Goal of the exercise :: Search the data for the word "this" and copy every line that contains it.

** Start of Dataset rows **

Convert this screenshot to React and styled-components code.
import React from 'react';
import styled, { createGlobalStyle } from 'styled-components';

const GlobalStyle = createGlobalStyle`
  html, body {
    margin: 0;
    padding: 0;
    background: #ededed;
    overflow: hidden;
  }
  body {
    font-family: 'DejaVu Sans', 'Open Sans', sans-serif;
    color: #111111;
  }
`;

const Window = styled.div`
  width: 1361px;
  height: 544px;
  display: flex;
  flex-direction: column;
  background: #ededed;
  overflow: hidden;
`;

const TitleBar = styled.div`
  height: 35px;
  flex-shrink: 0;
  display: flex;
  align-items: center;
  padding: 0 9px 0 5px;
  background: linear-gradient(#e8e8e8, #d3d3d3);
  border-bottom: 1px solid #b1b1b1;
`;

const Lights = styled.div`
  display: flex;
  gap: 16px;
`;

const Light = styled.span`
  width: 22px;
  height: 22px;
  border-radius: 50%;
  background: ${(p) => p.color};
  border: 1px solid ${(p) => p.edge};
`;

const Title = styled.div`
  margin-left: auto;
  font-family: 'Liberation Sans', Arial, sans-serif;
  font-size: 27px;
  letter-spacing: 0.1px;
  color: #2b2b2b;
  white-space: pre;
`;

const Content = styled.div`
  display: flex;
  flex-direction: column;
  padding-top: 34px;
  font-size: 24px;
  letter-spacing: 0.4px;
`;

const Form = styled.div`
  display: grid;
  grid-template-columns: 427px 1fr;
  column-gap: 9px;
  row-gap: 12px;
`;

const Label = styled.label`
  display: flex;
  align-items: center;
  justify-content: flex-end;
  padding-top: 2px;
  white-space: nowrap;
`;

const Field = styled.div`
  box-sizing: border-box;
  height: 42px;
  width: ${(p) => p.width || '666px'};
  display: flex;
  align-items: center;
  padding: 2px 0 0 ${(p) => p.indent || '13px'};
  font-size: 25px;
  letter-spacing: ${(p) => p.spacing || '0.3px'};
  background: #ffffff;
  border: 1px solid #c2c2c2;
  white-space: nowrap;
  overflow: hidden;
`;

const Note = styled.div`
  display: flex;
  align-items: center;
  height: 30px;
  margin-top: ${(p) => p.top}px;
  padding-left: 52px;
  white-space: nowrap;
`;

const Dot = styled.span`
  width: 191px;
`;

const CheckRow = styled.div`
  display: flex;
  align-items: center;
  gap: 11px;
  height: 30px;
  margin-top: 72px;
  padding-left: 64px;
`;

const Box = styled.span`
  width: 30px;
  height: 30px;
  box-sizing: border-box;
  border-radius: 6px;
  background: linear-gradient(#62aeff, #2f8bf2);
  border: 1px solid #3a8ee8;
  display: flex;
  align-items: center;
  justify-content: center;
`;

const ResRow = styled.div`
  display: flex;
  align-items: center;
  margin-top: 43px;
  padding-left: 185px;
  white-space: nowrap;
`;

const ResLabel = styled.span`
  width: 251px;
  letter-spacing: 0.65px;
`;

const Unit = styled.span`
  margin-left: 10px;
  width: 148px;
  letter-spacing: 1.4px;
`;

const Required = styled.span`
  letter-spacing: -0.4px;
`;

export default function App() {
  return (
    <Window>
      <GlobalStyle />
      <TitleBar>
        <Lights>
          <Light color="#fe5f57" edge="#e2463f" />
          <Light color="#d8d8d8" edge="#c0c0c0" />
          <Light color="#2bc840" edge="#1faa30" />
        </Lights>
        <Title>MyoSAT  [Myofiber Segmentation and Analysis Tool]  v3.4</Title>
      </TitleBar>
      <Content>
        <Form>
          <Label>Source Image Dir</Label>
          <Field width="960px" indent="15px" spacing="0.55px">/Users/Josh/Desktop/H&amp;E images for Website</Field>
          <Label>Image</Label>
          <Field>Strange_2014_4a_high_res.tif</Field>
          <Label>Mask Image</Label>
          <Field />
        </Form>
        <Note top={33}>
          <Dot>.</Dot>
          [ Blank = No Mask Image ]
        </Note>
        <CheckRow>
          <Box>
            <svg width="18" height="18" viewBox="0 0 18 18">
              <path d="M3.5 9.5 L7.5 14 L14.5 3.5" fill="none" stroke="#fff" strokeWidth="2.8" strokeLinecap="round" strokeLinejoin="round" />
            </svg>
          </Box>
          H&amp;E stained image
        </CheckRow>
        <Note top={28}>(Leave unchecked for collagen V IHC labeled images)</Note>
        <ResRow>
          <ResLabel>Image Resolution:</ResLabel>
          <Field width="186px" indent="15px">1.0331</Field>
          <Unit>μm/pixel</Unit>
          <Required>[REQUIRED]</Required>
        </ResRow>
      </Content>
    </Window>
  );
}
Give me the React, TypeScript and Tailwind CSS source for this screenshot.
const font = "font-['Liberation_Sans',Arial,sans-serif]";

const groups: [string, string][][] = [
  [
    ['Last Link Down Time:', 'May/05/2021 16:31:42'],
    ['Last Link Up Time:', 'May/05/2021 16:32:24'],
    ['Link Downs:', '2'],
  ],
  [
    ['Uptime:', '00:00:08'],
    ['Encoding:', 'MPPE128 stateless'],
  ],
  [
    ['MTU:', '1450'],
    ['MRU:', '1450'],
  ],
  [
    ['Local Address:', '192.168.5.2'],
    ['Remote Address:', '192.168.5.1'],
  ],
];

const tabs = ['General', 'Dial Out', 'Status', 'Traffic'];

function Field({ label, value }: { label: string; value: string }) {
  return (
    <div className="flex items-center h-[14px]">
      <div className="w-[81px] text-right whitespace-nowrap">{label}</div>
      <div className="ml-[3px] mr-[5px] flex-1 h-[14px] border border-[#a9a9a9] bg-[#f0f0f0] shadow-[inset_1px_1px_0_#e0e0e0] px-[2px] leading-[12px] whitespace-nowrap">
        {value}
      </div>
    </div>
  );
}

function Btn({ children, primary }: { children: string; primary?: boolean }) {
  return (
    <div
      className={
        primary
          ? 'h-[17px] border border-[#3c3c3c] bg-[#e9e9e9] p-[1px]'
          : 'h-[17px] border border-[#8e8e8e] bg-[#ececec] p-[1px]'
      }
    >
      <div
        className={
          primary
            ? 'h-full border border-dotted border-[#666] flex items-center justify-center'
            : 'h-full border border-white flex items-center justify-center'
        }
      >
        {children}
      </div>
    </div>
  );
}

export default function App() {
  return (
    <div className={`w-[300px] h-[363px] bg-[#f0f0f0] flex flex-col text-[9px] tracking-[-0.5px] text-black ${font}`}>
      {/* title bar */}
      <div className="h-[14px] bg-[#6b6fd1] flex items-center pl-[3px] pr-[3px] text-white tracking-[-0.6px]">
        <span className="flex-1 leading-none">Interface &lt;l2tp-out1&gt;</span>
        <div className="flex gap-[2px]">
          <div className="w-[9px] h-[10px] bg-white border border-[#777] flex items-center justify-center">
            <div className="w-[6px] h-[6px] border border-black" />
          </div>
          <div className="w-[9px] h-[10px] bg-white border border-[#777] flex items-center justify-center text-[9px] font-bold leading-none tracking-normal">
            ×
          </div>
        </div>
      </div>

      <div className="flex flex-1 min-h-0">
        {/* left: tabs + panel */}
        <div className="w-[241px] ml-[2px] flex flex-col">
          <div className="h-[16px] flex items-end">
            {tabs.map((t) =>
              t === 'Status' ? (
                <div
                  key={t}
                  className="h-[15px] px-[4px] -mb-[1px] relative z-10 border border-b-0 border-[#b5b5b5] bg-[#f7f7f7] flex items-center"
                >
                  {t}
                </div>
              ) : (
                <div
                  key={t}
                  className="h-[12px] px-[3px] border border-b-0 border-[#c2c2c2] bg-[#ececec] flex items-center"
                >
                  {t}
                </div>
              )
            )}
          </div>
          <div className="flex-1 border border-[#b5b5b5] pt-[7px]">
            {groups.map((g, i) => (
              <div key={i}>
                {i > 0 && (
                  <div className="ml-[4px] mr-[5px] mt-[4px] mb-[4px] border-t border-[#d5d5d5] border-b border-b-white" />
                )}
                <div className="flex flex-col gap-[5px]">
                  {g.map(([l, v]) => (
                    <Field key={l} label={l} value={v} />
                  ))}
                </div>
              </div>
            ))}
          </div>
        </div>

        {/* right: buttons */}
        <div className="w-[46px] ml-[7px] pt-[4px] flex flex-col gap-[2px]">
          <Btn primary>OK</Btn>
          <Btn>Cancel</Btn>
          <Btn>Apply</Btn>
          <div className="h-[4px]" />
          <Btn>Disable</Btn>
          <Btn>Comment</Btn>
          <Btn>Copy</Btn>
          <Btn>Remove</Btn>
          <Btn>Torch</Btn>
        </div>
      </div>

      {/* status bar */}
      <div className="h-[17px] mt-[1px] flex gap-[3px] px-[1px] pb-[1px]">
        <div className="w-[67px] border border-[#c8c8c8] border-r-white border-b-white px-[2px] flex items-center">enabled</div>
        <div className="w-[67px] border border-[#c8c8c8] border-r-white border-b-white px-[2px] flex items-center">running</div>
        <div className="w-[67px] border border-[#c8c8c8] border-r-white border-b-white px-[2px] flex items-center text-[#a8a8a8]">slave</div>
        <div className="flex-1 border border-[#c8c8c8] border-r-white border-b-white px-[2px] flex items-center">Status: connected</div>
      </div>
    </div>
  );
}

** End of Dataset rows **

Right answer ::
Convert this screenshot to React and styled-components code.
Give me the React, TypeScript and Tailwind CSS source for this screenshot.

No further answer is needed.